Supongo que tengo un serio problema. Cada vez conozco a menos de los que salen en las teles como personajes famosos. Ni los que van a Eurovisión, ni los que “sobreviven” por Honduras, ni los que cuentan a quién le han puesto los cuernos, a Jorge Javier, al que me ha costado reconocer, ni a los que cocinan, en la teles se pasan el día guisando, ni a los que se casan en las 52 bodas del año. Supongo que debiera conocerlos porque son famosos, pero confieso mi ignorancia.
Entonces me vuelve a la memoria aquella frase que oí por vez primera a mi admirado Bernardino M. Hernando, recientemente fallecido y como tantos mucho antes olvidado, editorialista de “Tribuna”: “Son famosos porque salen en la tele y salen en la tele porque son famosos sin que se sepa la razón de lo uno ni de lo otro”. Y ya me quedo más tranquilo.
No solo es en la política, donde vivimos tiempos mermados, es que la política es un reflejo de los tiempos de hormigas por los que nos estamos adentrando mas hasta ir disminuyendo en todos los aspectos excepto en el de suponernos admirables y extraordinarios. Son tiempos de Liliput, pero donde los liliputienses se consideran como inmensos gigantes. Esto me recuerda cada vez más a un erial poblado ya no y ni siquiera de hormigas, sino de termitas y termiteros. Que suponen, además, que fuera de la colonia de los insectos no hay vida, pero resulta que la vida de estar está fuera de ella. Pero cualquiera se atreve a decirlo o a hacerlo porque fuera hace mucho frío y pasas de inmediato al exilio interior forzoso, arrojado a las tinieblas exteriores de los apestados o al ostracismo decretado por los “correctos”. Los correctos, por cierto, son los que hace nada eran los que se presumían de antisistémicos, que es la mejor forma actual de integrarse y medrar en el hormiguero a velocidad vertiginosa. Ahora y en muchos casos son ellos quienes imponen la norma que crecientemente va tendiendo a algo con lo que ya convivimos y que acatamos bovinamente convirtiéndose en algo así como la “anormalidad normalizada” impuesta como norma de conducta.

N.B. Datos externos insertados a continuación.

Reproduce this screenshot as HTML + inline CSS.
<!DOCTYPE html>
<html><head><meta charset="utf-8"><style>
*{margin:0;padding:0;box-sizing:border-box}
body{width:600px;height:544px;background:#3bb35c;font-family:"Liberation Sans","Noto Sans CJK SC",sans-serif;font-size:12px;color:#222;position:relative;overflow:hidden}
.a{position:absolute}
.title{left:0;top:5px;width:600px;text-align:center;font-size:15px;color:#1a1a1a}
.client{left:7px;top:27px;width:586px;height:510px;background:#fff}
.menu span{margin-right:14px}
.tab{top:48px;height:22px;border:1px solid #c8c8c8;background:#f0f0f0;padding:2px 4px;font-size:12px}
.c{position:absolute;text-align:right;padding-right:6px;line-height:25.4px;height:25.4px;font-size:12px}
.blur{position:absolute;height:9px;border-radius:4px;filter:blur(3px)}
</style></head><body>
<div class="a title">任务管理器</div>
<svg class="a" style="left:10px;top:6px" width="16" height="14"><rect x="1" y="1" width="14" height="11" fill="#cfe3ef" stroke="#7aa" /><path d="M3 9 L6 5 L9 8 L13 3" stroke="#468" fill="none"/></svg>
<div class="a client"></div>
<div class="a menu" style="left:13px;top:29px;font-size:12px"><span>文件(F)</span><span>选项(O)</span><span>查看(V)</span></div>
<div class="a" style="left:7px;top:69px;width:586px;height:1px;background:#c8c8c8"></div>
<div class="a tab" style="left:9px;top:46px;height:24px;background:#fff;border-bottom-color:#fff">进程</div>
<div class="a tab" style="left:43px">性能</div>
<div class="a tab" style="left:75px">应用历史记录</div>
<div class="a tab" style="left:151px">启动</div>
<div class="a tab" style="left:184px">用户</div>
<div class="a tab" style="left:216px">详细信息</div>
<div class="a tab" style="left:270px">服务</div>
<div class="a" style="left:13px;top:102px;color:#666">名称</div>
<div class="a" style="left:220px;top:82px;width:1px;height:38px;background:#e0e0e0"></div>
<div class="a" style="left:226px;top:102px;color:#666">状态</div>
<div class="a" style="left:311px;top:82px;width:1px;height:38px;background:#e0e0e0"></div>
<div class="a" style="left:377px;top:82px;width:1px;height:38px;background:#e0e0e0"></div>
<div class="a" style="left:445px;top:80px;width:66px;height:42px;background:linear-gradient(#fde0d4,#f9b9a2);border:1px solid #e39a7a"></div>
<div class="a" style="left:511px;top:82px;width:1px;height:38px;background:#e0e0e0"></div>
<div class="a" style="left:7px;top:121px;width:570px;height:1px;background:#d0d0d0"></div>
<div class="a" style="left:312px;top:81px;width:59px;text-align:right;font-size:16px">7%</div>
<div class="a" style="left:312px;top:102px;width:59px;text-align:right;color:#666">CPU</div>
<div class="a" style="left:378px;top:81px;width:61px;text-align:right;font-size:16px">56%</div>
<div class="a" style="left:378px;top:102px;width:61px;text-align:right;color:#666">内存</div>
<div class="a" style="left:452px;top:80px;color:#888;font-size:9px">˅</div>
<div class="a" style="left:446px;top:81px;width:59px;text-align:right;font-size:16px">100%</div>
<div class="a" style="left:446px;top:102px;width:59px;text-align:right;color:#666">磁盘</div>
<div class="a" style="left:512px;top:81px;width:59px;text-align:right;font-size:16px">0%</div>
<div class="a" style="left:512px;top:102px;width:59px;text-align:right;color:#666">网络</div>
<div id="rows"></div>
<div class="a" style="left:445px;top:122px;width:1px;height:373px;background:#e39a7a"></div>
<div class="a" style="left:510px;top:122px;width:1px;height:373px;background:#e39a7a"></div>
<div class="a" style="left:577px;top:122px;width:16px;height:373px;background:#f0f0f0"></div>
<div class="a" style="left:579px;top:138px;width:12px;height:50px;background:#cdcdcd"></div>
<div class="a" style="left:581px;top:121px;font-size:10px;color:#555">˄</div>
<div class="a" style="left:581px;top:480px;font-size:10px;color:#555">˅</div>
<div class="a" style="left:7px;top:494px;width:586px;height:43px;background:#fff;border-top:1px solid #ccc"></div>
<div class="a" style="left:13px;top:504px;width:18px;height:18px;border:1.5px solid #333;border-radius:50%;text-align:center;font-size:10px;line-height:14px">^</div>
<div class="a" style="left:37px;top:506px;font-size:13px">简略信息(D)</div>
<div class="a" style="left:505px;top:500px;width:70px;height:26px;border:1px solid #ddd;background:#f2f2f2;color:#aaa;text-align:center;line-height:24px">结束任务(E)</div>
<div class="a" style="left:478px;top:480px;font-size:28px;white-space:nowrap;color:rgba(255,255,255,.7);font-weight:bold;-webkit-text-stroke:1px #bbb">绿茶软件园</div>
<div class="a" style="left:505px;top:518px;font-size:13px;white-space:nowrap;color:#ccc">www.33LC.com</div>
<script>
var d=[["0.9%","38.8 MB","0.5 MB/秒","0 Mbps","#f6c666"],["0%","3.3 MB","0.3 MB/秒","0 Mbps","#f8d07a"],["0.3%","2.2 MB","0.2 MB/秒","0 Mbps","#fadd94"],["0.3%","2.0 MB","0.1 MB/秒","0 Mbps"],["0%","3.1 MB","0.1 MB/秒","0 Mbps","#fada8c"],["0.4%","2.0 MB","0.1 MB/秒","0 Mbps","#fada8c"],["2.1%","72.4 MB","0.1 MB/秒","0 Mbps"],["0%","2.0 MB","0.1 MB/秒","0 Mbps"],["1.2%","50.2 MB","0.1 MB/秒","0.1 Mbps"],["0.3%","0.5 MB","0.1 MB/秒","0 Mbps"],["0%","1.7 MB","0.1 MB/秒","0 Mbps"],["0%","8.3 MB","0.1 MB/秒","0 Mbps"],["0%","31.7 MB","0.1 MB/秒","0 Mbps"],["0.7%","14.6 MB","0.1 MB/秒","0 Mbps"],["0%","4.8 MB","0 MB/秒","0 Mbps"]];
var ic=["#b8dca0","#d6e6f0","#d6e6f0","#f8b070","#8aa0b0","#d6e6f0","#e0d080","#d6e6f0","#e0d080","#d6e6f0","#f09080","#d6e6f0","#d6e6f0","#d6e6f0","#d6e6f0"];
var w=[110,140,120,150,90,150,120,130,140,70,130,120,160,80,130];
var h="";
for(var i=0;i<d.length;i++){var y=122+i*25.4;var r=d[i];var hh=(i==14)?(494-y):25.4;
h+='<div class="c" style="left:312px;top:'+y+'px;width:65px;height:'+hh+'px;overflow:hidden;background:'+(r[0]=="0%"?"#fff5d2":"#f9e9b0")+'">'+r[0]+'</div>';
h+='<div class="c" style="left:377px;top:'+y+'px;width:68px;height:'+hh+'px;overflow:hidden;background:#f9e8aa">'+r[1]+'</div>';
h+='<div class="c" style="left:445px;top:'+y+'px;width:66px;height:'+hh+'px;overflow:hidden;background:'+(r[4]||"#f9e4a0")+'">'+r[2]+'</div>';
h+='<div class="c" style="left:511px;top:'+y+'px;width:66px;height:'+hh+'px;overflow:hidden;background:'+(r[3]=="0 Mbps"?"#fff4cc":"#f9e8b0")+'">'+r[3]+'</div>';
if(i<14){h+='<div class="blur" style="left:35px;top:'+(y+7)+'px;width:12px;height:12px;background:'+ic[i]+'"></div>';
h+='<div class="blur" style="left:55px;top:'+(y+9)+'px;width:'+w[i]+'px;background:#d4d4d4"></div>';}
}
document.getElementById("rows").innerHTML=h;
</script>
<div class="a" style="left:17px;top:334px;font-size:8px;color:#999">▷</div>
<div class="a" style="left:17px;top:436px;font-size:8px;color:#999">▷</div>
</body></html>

Si algo es la sociedad española es una sociedad inerme. Casi hasta barrunto el día en que empezó a serlo, pero aún no me atrevo a decirlo. Una sociedad a la que de continuo se halaga y que en la misma proporción que elimina cualquier autocrítica sobre sí misma se degrada a cada día que pasa y que resulta cada vez ya no solo más incapaz de reconocerse a sí misma en su valores sino que vuelve y se revuelca en lo peor de sus pasados. Las nuevas generaciones suponen que el futuro siempre habrá de ser mejor independientemente de lo que hagan ellos para conseguirlo. Y la historia grita que no, que así no va la cosa. Pero como no se quiere saber, la principal lección de la historia es que jamás aprendemos de sus lecciones.
Ver un día la televisión, pero solo un día, y poniendo interés en los programas que se supone reflejan el transitar de las gentes, es la mejor y mayor evidencia de cual es el momento en que nos hallamos y el estadio de civilización que hemos alcanzado colectivamente. Y por el que avanzamos con ansia hacia el futuro. Que antes se suponía (tener futuro) por el mero hecho de serlo, que era siempre cosa buena.